Module 8: Governance and Cross-Functional Collaboration

  • Establish a data governance council with representatives from legal, IT, and business units to review new collection initiatives.
  • Define data ownership and stewardship models to clarify accountability for quality and access management.
  • Implement a change approval process for schema modifications that impact downstream consumers.
  • Facilitate data literacy workshops for non-technical stakeholders to improve request precision and reduce ambiguity.
  • Negotiate data sharing agreements between departments to resolve conflicts over access and usage rights.
  • Document data lifecycle policies, including archival, deletion, and disaster recovery procedures.
  • Conduct quarterly data inventory audits to identify shadow data systems and enforce compliance.

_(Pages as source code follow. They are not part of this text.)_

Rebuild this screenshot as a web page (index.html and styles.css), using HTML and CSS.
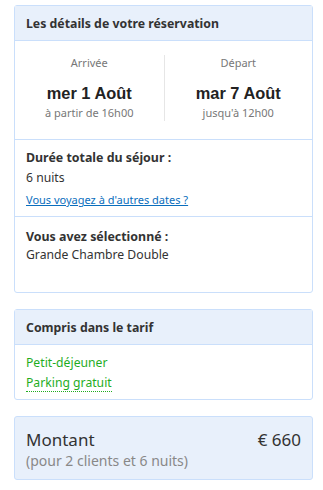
FILE: index.html
```html
<!DOCTYPE html>
<html lang="fr">
<head>
<meta charset="utf-8">
<link rel="stylesheet" href="styles.css">
</head>
<body>
<div class="page">
  <section class="card">
    <header class="card-head">Les détails de votre réservation</header>
    <div class="dates">
      <div class="date-col">
        <div class="date-label">Arrivée</div>
        <div class="date-value">mer 1 Août</div>
        <div class="date-note">à partir de 16h00</div>
      </div>
      <div class="date-col date-col-right">
        <div class="date-label">Départ</div>
        <div class="date-value">mar 7 Août</div>
        <div class="date-note">jusqu'à 12h00</div>
      </div>
    </div>
    <div class="block">
      <div class="block-title">Durée totale du séjour :</div>
      <div class="block-text">6 nuits</div>
      <a class="block-link" href="#">Vous voyagez à d'autres dates ?</a>
    </div>
    <div class="block block-last">
      <div class="block-title">Vous avez sélectionné :</div>
      <div class="block-text">Grande Chambre Double</div>
    </div>
  </section>

  <section class="card">
    <header class="card-head">Compris dans le tarif</header>
    <div class="included">
      <div class="inc-item">Petit-déjeuner</div>
      <div class="inc-item"><span class="dotted">Parking gratuit</span></div>
    </div>
  </section>

  <section class="card total">
    <div class="total-row">
      <span class="total-label">Montant</span>
      <span class="total-amount">€ 660</span>
    </div>
    <div class="total-note">(pour 2 clients et 6 nuits)</div>
  </section>
</div>
</body>
</html>
```

FILE: styles.css
```css
* { box-sizing: border-box; }
html, body { margin: 0; padding: 0; background: #fff; }
body {
  font-family: "Noto Sans", "Open Sans", sans-serif;
  font-size: 12.2px;
  color: #333;
}
.page {
  width: 299px;
  margin: 5px 0 0 14px;
  display: flex;
  flex-direction: column;
  gap: 16px;
}
.card {
  border: 1px solid #cadffb;
  border-radius: 3px;
  background: #fff;
}
.card-head {
  background: #e8f0fb;
  border-bottom: 1px solid #cadffb;
  height: 35px;
  padding: 0 11px;
  display: flex;
  align-items: center;
  font-weight: bold;
  font-size: 12.3px;
  color: #333;
}
.dates {
  display: grid;
  grid-template-columns: 1fr 1fr;
  padding: 14px 0 18px;
  border-bottom: 1px solid #cadffb;
}
.date-col {
  text-align: center;
}
.date-col-right {
  border-left: 1px solid #e6e6e6;
}
.date-label {
  color: #777;
  font-size: 11px;
  line-height: 16px;
}
.date-value {
  font-family: "Liberation Sans", Arial, sans-serif;
  font-weight: bold;
  font-size: 16.4px;
  line-height: 20px;
  margin-top: 12px;
  color: #222;
}
.date-note {
  color: #777;
  font-size: 11px;
  line-height: 16px;
  margin-top: 2px;
}
.block {
  padding: 8px 11px 8px;
  border-bottom: 1px solid #cadffb;
}
.block-title {
  font-weight: bold;
  font-size: 12.4px;
  line-height: 20px;
}
.block-text {
  line-height: 20px;
}
.block-link {
  display: inline-block;
  margin-top: 4px;
  color: #0a6ebd;
  font-size: 11px;
  line-height: 16px;
  text-decoration: underline;
}
.block-last {
  border-bottom: 0;
  padding: 11px 11px 28px;
}
.block-last .block-title,
.block-last .block-text {
  line-height: 18px;
}
.included {
  padding: 8px 11px 6px;
}
.inc-item {
  color: #1fad1f;
  line-height: 20px;
}
.dotted {
  border-bottom: 1px dotted #1fad1f;
  display: inline-block;
  line-height: 16px;
  vertical-align: top;
  margin-top: 2px;
}
.total {
  background: #e8f0fb;
  padding: 12px 11px 8px;
}
.total-row {
  display: flex;
  justify-content: space-between;
  align-items: baseline;
  font-size: 17px;
  line-height: 22px;
  color: #333;
}
.total-note {
  color: #888;
  font-size: 14px;
  line-height: 20px;
}
```
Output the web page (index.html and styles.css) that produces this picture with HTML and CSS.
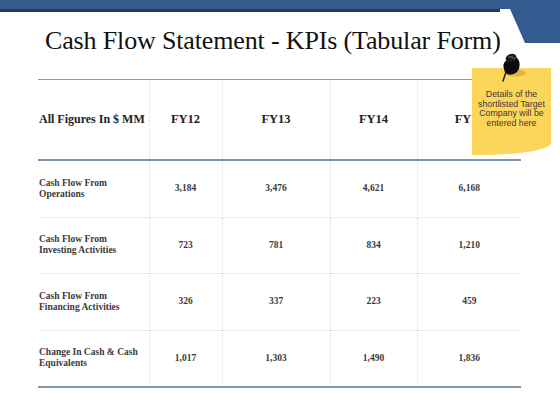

Module 9: Optimizing Cost and Performance

  • Right-size cloud storage tiers (e.g., hot vs. cold storage) based on access frequency and retrieval latency needs.
  • Implement data sampling strategies for exploratory analysis to reduce compute costs during prototyping.
  • Compress and encode data formats (e.g., Parquet with Snappy) to minimize storage footprint and query time.
  • Monitor query patterns to identify redundant or inefficient data requests that can be cached or pre-aggregated.
  • Set budget alerts and enforce cost allocation tags to prevent uncontrolled spending in shared environments.
  • Archive historical data to lower-cost storage while maintaining query access through federated querying.
  • Evaluate the total cost of ownership when selecting managed services versus self-hosted solutions.